--- Data for this task ---

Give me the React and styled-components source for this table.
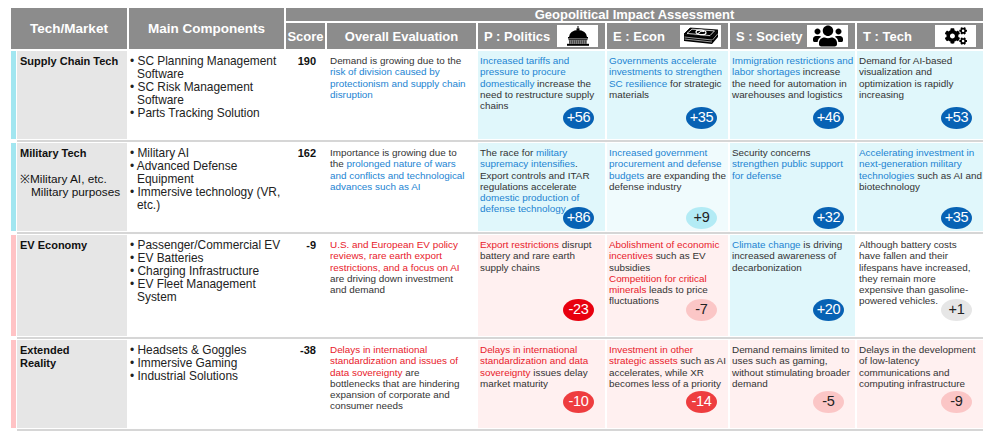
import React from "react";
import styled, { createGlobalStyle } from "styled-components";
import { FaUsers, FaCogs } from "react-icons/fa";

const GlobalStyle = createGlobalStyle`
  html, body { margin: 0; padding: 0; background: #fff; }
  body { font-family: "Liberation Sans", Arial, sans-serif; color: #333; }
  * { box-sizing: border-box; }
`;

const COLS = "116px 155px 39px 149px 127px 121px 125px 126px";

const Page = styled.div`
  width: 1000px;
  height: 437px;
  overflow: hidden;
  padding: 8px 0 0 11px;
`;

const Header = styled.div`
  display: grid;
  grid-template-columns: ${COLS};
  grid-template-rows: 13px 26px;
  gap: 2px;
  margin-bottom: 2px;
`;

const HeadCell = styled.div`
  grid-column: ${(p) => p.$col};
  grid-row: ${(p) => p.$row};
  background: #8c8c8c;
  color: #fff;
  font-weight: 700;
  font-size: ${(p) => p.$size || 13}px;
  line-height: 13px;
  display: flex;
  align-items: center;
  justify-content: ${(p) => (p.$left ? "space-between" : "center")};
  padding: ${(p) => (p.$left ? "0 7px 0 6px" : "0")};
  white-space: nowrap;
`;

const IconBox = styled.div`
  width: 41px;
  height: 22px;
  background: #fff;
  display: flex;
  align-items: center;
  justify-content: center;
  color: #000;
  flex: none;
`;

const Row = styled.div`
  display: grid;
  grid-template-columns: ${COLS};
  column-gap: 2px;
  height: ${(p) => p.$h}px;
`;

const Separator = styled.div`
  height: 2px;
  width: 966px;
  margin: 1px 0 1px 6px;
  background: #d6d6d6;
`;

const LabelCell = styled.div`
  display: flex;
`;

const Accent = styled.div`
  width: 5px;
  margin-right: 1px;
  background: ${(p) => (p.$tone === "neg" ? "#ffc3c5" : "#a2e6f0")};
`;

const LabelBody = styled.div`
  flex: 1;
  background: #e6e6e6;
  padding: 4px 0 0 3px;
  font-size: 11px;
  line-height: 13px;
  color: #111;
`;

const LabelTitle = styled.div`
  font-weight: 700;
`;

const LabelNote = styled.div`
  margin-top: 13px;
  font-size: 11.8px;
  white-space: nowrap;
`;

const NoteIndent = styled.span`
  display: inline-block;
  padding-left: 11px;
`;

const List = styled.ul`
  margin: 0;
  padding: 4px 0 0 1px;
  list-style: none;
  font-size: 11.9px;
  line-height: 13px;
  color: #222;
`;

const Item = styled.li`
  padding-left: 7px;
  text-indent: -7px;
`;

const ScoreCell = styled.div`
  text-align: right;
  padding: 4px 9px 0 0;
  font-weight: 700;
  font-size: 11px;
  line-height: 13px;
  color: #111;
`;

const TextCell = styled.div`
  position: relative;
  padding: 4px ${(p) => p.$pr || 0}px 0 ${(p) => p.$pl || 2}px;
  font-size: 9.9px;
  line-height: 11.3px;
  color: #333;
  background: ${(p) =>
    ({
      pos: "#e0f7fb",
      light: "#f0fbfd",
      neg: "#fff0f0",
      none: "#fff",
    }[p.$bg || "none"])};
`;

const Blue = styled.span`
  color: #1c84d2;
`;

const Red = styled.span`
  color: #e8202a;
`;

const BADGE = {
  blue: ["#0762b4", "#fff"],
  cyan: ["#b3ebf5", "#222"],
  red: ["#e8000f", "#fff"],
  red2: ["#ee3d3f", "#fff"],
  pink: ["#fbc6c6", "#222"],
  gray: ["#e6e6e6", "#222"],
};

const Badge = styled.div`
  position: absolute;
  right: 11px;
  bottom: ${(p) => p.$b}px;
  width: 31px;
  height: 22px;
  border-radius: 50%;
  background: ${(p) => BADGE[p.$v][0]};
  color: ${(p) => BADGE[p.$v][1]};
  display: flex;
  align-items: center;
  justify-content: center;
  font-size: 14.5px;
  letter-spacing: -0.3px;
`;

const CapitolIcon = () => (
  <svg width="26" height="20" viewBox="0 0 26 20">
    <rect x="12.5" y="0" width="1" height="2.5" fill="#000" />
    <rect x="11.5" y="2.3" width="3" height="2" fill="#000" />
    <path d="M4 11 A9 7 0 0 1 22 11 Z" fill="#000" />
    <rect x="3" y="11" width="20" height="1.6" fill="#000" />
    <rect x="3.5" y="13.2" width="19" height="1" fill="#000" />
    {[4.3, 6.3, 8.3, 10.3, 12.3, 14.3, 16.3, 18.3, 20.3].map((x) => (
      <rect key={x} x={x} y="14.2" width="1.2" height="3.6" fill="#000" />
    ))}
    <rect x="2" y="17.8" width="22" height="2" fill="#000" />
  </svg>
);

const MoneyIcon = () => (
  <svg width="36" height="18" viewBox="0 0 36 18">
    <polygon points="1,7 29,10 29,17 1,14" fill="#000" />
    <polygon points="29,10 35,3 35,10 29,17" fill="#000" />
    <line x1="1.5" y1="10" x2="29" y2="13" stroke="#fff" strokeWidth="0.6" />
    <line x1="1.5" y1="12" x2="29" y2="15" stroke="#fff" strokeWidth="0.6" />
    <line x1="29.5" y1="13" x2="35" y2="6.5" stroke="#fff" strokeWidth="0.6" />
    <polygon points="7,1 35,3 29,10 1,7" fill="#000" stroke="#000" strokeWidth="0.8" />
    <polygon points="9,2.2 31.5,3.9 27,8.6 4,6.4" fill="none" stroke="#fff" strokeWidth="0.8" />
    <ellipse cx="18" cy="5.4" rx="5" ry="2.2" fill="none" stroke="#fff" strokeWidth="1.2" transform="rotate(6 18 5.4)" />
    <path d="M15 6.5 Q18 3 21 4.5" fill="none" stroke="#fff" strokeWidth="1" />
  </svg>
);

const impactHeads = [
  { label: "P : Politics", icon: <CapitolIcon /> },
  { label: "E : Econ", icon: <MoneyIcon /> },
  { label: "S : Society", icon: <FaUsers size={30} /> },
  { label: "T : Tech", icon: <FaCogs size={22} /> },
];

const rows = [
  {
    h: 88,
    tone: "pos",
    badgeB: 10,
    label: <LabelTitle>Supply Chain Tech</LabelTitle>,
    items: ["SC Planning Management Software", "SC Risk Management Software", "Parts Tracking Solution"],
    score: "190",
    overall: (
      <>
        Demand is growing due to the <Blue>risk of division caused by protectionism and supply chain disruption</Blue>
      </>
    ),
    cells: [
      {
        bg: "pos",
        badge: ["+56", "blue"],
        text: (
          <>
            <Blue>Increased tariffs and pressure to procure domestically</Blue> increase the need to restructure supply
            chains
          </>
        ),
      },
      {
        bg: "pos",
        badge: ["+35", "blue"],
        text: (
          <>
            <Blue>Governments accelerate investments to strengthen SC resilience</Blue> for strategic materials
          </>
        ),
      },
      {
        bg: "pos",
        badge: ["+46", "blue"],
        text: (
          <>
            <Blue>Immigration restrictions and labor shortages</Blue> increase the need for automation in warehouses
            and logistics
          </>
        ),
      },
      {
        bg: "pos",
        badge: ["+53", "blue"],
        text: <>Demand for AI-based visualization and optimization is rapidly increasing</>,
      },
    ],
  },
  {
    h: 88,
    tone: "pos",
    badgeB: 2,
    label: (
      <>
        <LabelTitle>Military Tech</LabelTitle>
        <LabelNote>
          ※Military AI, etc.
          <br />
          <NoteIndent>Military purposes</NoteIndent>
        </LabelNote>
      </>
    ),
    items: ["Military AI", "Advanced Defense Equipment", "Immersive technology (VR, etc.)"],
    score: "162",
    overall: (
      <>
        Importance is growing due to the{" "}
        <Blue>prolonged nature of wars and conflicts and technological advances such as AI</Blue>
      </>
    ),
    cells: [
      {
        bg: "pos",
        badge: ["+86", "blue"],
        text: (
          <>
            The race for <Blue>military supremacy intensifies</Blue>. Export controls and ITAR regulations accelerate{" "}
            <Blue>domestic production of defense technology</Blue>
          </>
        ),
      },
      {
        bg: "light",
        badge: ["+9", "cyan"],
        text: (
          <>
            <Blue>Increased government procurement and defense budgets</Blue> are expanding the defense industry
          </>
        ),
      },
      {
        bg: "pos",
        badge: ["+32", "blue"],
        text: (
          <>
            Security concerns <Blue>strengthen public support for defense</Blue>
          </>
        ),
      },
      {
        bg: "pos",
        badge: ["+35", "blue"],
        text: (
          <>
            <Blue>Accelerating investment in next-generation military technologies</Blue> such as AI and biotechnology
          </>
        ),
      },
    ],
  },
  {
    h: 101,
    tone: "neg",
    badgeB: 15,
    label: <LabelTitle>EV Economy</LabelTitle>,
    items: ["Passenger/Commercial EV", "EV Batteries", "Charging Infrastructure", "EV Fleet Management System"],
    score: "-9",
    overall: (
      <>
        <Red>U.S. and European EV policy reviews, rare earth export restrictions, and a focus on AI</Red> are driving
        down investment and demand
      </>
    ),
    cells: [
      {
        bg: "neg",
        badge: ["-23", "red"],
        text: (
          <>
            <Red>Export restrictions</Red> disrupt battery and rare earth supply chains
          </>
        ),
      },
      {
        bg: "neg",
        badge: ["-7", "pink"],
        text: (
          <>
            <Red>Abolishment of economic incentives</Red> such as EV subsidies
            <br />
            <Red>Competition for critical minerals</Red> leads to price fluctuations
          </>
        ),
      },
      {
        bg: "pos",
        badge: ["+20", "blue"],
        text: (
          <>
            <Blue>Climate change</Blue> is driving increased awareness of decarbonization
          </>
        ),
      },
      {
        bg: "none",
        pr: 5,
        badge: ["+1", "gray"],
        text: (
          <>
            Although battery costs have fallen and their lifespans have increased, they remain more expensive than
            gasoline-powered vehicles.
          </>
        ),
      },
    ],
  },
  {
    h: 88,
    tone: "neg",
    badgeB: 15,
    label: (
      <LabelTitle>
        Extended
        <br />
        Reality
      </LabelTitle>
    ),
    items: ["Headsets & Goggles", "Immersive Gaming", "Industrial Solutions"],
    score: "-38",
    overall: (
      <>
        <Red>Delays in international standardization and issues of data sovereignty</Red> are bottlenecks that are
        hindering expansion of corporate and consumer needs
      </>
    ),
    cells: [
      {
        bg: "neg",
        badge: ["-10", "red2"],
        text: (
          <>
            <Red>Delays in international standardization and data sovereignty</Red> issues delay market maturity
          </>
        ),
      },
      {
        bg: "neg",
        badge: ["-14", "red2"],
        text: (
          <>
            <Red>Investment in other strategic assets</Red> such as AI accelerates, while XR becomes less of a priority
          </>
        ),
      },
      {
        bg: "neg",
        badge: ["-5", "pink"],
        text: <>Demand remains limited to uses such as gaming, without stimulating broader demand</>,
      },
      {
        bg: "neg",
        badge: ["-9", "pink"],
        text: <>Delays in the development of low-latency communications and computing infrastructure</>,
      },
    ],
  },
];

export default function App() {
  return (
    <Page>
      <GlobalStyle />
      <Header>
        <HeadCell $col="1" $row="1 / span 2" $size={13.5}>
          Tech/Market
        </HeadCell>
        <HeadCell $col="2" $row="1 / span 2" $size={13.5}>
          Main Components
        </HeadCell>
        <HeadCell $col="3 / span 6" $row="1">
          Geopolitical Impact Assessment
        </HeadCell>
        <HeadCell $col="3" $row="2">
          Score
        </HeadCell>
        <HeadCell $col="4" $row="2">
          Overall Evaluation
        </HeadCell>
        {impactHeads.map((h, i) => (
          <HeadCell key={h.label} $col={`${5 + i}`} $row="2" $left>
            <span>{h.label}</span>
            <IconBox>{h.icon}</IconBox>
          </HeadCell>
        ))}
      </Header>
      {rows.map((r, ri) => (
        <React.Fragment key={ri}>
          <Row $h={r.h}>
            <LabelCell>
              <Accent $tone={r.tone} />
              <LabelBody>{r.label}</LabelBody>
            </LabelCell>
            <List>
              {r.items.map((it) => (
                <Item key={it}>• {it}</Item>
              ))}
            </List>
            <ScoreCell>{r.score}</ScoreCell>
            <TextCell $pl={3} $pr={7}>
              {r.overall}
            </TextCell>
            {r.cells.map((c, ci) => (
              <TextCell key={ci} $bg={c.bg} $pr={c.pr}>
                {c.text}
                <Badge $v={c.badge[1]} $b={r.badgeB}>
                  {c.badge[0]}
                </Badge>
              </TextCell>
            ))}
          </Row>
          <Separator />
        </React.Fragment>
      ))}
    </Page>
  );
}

---
--- Data for this task ---

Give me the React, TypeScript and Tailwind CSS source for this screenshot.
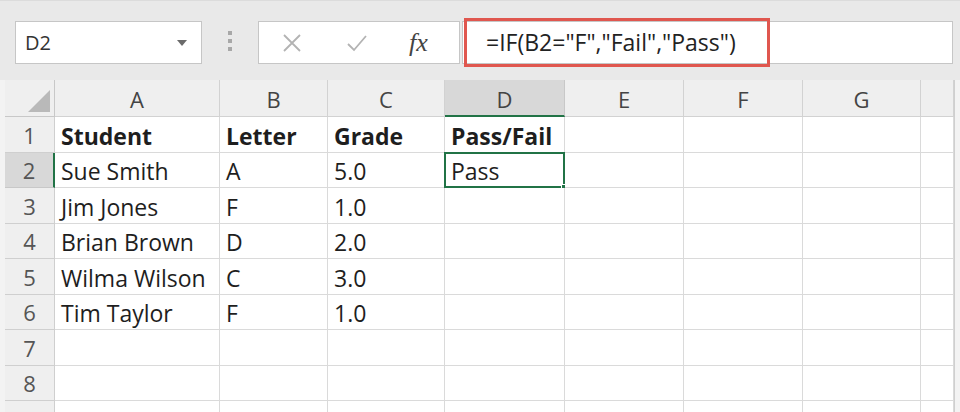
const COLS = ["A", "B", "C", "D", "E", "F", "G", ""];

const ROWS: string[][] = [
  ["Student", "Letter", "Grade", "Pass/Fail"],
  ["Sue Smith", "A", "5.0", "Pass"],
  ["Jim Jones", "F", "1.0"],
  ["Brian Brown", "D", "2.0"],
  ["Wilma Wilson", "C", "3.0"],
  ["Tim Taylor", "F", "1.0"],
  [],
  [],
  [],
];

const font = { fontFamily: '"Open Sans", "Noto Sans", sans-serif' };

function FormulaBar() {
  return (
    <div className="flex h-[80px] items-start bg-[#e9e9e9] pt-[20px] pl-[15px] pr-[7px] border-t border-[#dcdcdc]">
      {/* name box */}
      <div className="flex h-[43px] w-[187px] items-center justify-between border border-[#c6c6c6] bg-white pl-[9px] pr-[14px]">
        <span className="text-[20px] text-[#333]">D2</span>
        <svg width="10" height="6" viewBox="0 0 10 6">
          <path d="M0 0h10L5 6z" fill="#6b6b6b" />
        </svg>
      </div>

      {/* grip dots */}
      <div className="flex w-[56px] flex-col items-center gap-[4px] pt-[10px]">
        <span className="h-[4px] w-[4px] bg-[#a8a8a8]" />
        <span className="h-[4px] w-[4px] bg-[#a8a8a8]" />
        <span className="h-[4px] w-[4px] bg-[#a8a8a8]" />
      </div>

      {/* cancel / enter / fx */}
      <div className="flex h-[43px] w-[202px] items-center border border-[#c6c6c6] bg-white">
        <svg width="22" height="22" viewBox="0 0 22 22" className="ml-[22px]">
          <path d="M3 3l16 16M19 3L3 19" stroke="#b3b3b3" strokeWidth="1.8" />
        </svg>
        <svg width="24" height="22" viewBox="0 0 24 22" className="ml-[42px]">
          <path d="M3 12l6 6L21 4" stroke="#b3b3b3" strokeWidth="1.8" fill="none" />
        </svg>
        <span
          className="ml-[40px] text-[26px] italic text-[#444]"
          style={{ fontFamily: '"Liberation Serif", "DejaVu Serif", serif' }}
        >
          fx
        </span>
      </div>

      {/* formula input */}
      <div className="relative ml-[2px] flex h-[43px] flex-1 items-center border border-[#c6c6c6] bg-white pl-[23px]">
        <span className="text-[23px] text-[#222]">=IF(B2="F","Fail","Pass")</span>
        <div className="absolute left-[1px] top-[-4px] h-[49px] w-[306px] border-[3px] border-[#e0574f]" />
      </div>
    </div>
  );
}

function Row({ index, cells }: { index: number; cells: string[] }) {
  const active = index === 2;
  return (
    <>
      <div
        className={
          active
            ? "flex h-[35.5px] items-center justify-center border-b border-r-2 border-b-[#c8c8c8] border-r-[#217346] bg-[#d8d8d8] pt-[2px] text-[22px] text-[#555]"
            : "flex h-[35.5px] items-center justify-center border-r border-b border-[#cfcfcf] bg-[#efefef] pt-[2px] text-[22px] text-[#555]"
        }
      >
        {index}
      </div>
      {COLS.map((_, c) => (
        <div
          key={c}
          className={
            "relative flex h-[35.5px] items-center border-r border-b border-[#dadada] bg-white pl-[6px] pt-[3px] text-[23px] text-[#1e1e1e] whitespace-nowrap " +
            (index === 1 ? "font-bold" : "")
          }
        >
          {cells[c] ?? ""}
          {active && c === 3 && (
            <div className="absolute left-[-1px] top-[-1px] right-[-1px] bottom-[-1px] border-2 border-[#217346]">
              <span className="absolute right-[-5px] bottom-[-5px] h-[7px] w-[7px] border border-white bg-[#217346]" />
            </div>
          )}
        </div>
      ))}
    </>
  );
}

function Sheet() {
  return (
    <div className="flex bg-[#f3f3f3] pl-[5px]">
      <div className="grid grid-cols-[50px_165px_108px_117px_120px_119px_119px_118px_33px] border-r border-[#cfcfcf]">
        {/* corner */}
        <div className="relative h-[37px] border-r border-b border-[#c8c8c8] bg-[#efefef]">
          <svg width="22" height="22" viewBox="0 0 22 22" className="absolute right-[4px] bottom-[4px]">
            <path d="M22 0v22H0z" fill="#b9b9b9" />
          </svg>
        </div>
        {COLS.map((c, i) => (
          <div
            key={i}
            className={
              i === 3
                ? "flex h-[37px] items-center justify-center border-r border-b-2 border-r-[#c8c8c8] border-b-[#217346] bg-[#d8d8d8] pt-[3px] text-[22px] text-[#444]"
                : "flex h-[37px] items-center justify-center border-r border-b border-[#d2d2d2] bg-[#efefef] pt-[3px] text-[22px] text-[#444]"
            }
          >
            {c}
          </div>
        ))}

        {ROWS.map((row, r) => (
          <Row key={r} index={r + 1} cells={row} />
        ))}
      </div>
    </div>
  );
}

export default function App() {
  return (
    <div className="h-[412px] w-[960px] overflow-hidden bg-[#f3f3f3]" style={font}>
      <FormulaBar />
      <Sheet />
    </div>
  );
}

---
--- Data for this task ---

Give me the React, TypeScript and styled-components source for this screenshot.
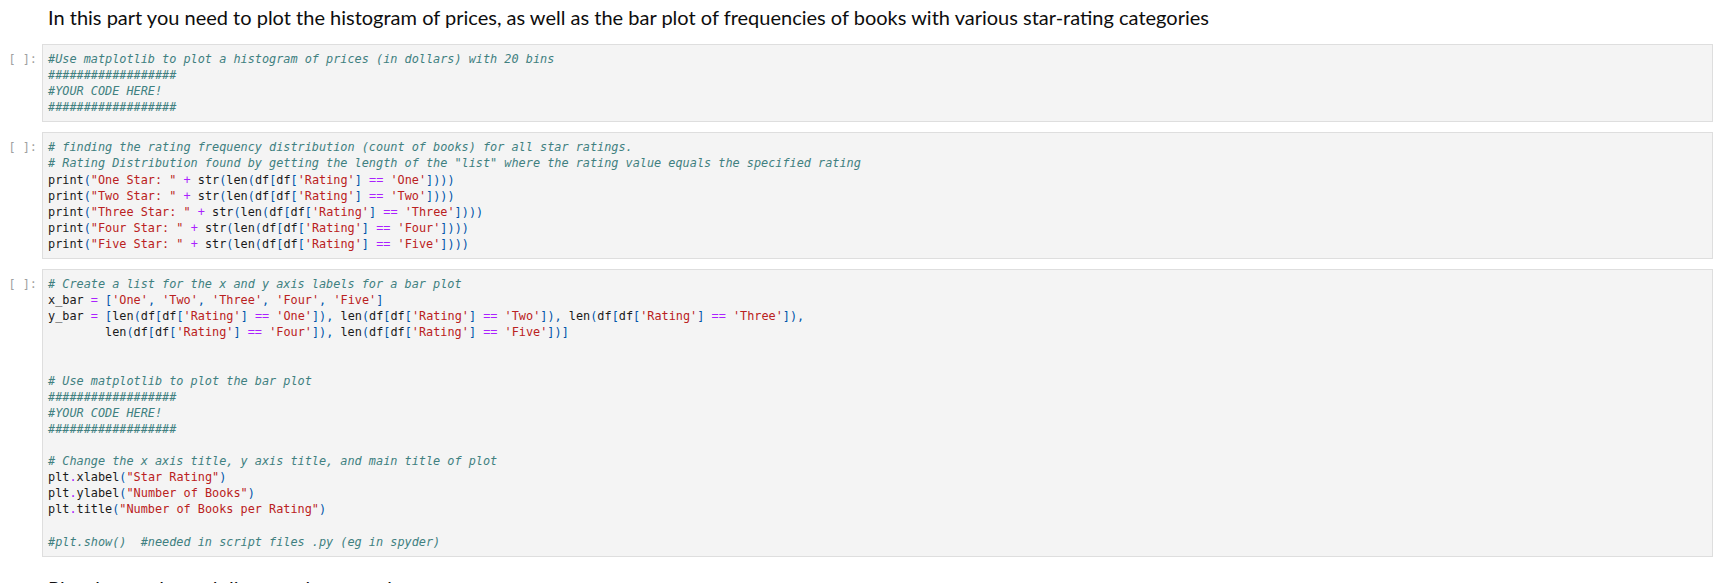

---

Nothing but the lines from the one containing "Give me the React and" through the one containing "155px 39px 149px" should be written out, exactly and with both ends. Pictures are left out.

Give me the React and styled-components source for this table.
import React from "react";
import styled, { createGlobalStyle } from "styled-components";
import { FaUsers, FaCogs } from "react-icons/fa";

const GlobalStyle = createGlobalStyle`
  html, body { margin: 0; padding: 0; background: #fff; }
  body { font-family: "Liberation Sans", Arial, sans-serif; color: #333; }
  * { box-sizing: border-box; }
`;

const COLS = "116px 155px 39px 149px 127px 121px 125px 126px";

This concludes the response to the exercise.